3. Core Tenets of KISS in Cybersecurity

  1. Minimize the attack surface. Every unnecessary service, port, account, integration, or feature is a liability. If it is not required, remove it.

  2. Standardize ruthlessly. One identity provider. One endpoint baseline. One logging pipeline. One patch cadence. Standardization is what makes scale possible.

  3. Prefer built-in over bolt-on. Native platform controls (e.g., Microsoft Entra Conditional Access, AWS SCPs, Linux SELinux) are simpler, better-integrated, and better-supported than third-party overlays.

  4. Eliminate exceptions. Every exception is a permanent weakening of a control. Treat exceptions as defects with expiration dates, not as accommodations.

  5. Automate the common case. Manual processes are inconsistent, slow, and error-prone. Automate provisioning, patching, evidence collection, and response.

  6. Document for the next person. If a control depends on one engineer's memory, it is not a control — it is a single point of failure.

  7. Reduce tool sprawl. Consolidate overlapping capabilities. Two well-tuned tools beat ten partially deployed ones.

  8. Default-deny, then explicitly allow. A simple default-deny posture is dramatically easier to reason about than a sprawling allow-list with carve-outs.
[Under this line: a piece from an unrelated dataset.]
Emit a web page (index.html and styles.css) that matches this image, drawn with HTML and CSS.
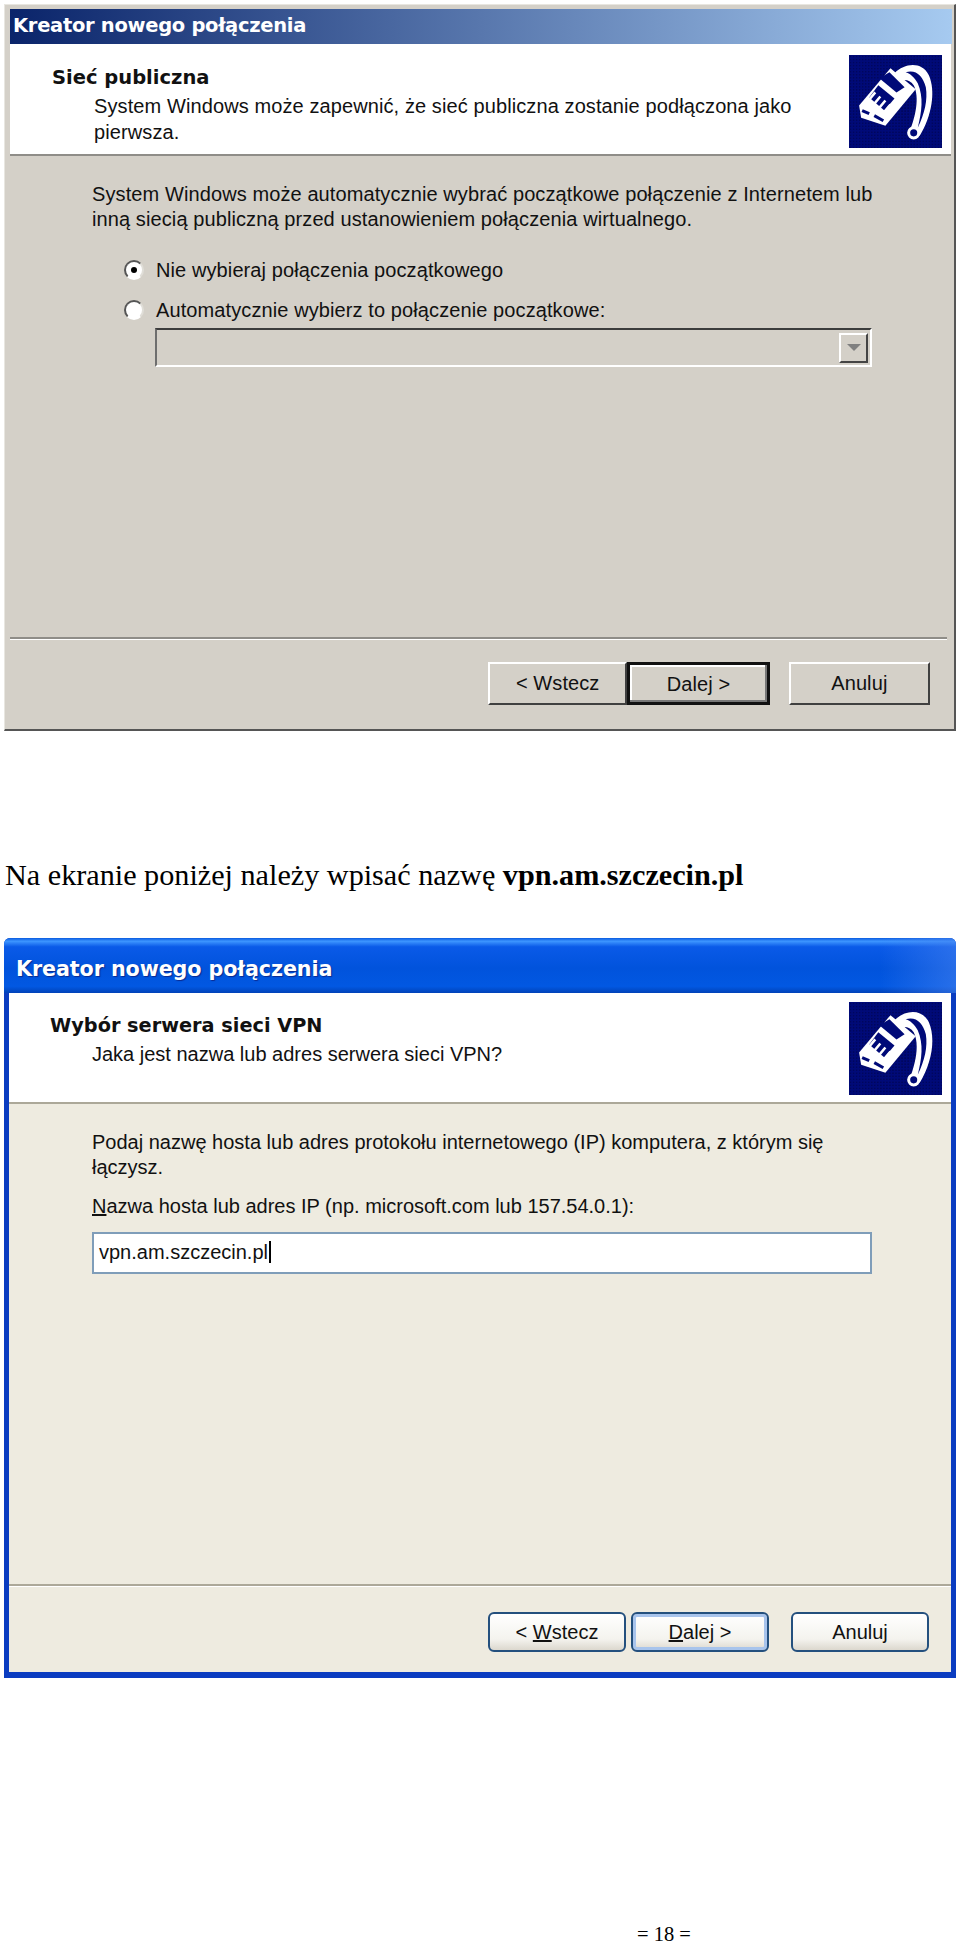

4. Practical Implementation

  • Phase 1 — Inventory and Rationalize. Build a current-state inventory of identities, endpoints, applications, security tools, firewall rules, and policies. Identify duplicates, unused assets, expired exceptions, and shelfware. Decommission aggressively.

  • Phase 2 — Standardize Identity and Access. Collapse to a single authoritative identity provider, enforce phishing-resistant MFA universally, eliminate standing admin access, and replace bespoke RBAC matrices with a small set of well-defined roles.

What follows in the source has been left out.